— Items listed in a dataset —
+ + + + + + +

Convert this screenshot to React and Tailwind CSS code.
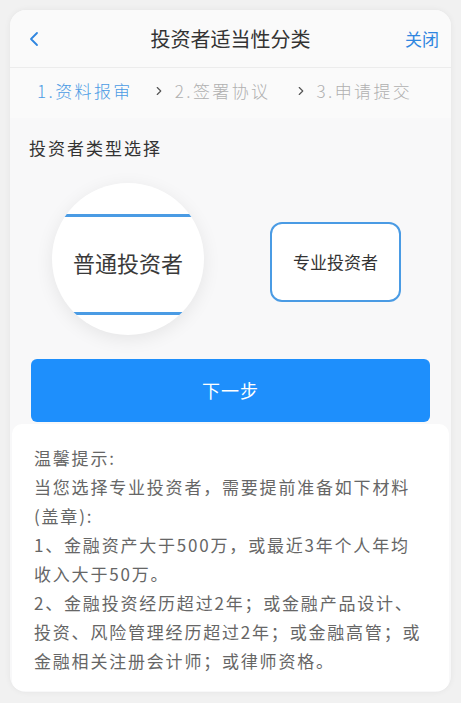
import { ChevronLeft, ChevronRight } from "lucide-react";

const steps = [
  { label: "1.资料报审", active: true },
  { label: "2.签署协议", active: false },
  { label: "3.申请提交", active: false },
];

const tips = [
  "温馨提示:",
  "当您选择专业投资者，需要提前准备如下材料",
  "(盖章):",
  "1、金融资产大于500万，或最近3年个人年均",
  "收入大于50万。",
  "2、金融投资经历超过2年；或金融产品设计、",
  "投资、风险管理经历超过2年；或金融高管；或",
  "金融相关注册会计师；或律师资格。",
];

export default function App() {
  return (
    <div
      className="w-[461px] h-[703px] overflow-hidden bg-[#f1f1f1] px-[10px] pt-[10px]"
      style={{ fontFamily: '"Noto Sans CJK SC", "Noto Sans", sans-serif' }}
    >
      <div className="h-[682px] rounded-[16px] bg-[#f8f8f9] shadow-[0_0_6px_rgba(0,0,0,0.06)] overflow-hidden">
        {/* header */}
        <div className="h-[58px] flex items-center justify-between pl-[12px] pr-[12px] border-b border-[#ececec] bg-[#fafafa]">
          <ChevronLeft className="w-[24px] h-[24px] text-[#2f86e0]" strokeWidth={1.8} />
          <div className="text-[20px] font-normal text-[#333] ml-[10px]">投资者适当性分类</div>
          <div className="text-[17px] text-[#2f86e0]">关闭</div>
        </div>

        {/* steps */}
        <div className="h-[50px] flex items-center pl-[27px] pb-[4px] bg-[#fafafa]">
          {steps.map((s, i) => (
            <div key={s.label} className="flex items-center">
              {i > 0 && (
                <ChevronRight
                  className={`w-[14px] h-[14px] text-[#555] mr-[9px] ${i === 1 ? "ml-[19px]" : "ml-[23px]"}`}
                  strokeWidth={2}
                />
              )}
              <span
                className={`text-[17px] tracking-[2.4px] font-light ${s.active ? "text-[#4a9be4]" : "text-[#b0b0b0]"}`}
              >
                {s.label}
              </span>
            </div>
          ))}
        </div>

        {/* investor type */}
        <div className="bg-[#f8f8f9] pt-[17px]">
          <div className="pl-[19px] text-[17px] tracking-[2px] text-[#333]">投资者类型选择</div>

          <div className="flex items-center mt-[22px]">
            <div className="ml-[42px] w-[152px] h-[152px] rounded-full bg-white shadow-[0_4px_18px_rgba(0,0,0,0.08)] overflow-hidden flex flex-col pt-[31px]">
              <div className="h-[101px] w-full border-y-[3px] border-[#4a9be4] flex items-center justify-center">
                <span className="text-[22px] text-[#3a3a3a] -mt-[4px]">普通投资者</span>
              </div>
            </div>
            <div className="ml-[66px] w-[131px] h-[80px] rounded-[12px] border-2 border-[#4a9be4] bg-white flex items-center justify-center mt-[6px]">
              <span className="text-[17px] text-[#333]">专业投资者</span>
            </div>
          </div>

          <div className="px-[21px] mt-[24px]">
            <button className="w-full h-[63px] rounded-[6px] bg-[#1e8ffc] text-white text-[18px] tracking-[1px]">
              下一步
            </button>
          </div>
        </div>

        {/* tips */}
        <div className="mx-[2px] mt-[2px] bg-white rounded-[10px] pl-[22px] pt-[19px] pb-[16px]">
          {tips.map((t) => (
            <div key={t} className="text-[17px] leading-[29px] tracking-[1.8px] text-[#666] whitespace-nowrap">
              {t}
            </div>
          ))}
        </div>
      </div>
    </div>
  );
}
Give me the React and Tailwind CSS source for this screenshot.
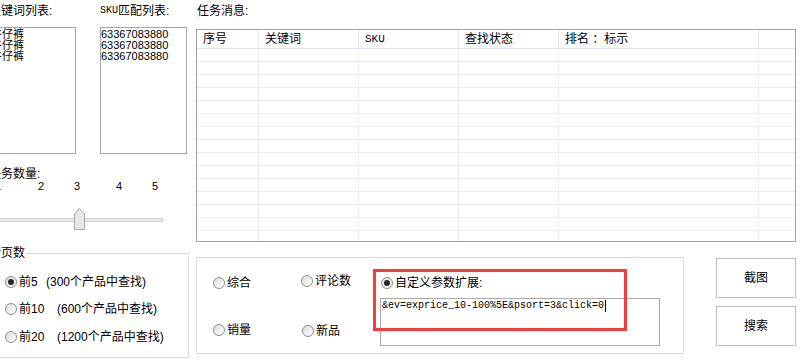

+ + + + + + +

— EXERCISE GOAL —
Will you set down the records word for word while leaving out every picture?

— EXERCISE RESPONSE —
Convert this screenshot to React and Tailwind CSS code.
import { ChevronLeft, ChevronRight } from "lucide-react";

const steps = [
  { label: "1.资料报审", active: true },
  { label: "2.签署协议", active: false },
  { label: "3.申请提交", active: false },
];

const tips = [
  "温馨提示:",
  "当您选择专业投资者，需要提前准备如下材料",
  "(盖章):",
  "1、金融资产大于500万，或最近3年个人年均",
  "收入大于50万。",
  "2、金融投资经历超过2年；或金融产品设计、",
  "投资、风险管理经历超过2年；或金融高管；或",
  "金融相关注册会计师；或律师资格。",
];

export default function App() {
  return (
    <div
      className="w-[461px] h-[703px] overflow-hidden bg-[#f1f1f1] px-[10px] pt-[10px]"
      style={{ fontFamily: '"Noto Sans CJK SC", "Noto Sans", sans-serif' }}
    >
      <div className="h-[682px] rounded-[16px] bg-[#f8f8f9] shadow-[0_0_6px_rgba(0,0,0,0.06)] overflow-hidden">
        {/* header */}
        <div className="h-[58px] flex items-center justify-between pl-[12px] pr-[12px] border-b border-[#ececec] bg-[#fafafa]">
          <ChevronLeft className="w-[24px] h-[24px] text-[#2f86e0]" strokeWidth={1.8} />
          <div className="text-[20px] font-normal text-[#333] ml-[10px]">投资者适当性分类</div>
          <div className="text-[17px] text-[#2f86e0]">关闭</div>
        </div>

        {/* steps */}
        <div className="h-[50px] flex items-center pl-[27px] pb-[4px] bg-[#fafafa]">
          {steps.map((s, i) => (
            <div key={s.label} className="flex items-center">
              {i > 0 && (
                <ChevronRight
                  className={`w-[14px] h-[14px] text-[#555] mr-[9px] ${i === 1 ? "ml-[19px]" : "ml-[23px]"}`}
                  strokeWidth={2}
                />
              )}
              <span
                className={`text-[17px] tracking-[2.4px] font-light ${s.active ? "text-[#4a9be4]" : "text-[#b0b0b0]"}`}
              >
                {s.label}
              </span>
            </div>
          ))}
        </div>

        {/* investor type */}
        <div className="bg-[#f8f8f9] pt-[17px]">
          <div className="pl-[19px] text-[17px] tracking-[2px] text-[#333]">投资者类型选择</div>

          <div className="flex items-center mt-[22px]">
            <div className="ml-[42px] w-[152px] h-[152px] rounded-full bg-white shadow-[0_4px_18px_rgba(0,0,0,0.08)] overflow-hidden flex flex-col pt-[31px]">
              <div className="h-[101px] w-full border-y-[3px] border-[#4a9be4] flex items-center justify-center">
                <span className="text-[22px] text-[#3a3a3a] -mt-[4px]">普通投资者</span>
              </div>
            </div>
            <div className="ml-[66px] w-[131px] h-[80px] rounded-[12px] border-2 border-[#4a9be4] bg-white flex items-center justify-center mt-[6px]">
              <span className="text-[17px] text-[#333]">专业投资者</span>
            </div>
          </div>

          <div className="px-[21px] mt-[24px]">
            <button className="w-full h-[63px] rounded-[6px] bg-[#1e8ffc] text-white text-[18px] tracking-[1px]">
              下一步
            </button>
          </div>
        </div>

        {/* tips */}
        <div className="mx-[2px] mt-[2px] bg-white rounded-[10px] pl-[22px] pt-[19px] pb-[16px]">
          {tips.map((t) => (
            <div key={t} className="text-[17px] leading-[29px] tracking-[1.8px] text-[#666] whitespace-nowrap">
              {t}
            </div>
          ))}
        </div>
      </div>
    </div>
  );
}
Give me the React and Tailwind CSS source for this screenshot.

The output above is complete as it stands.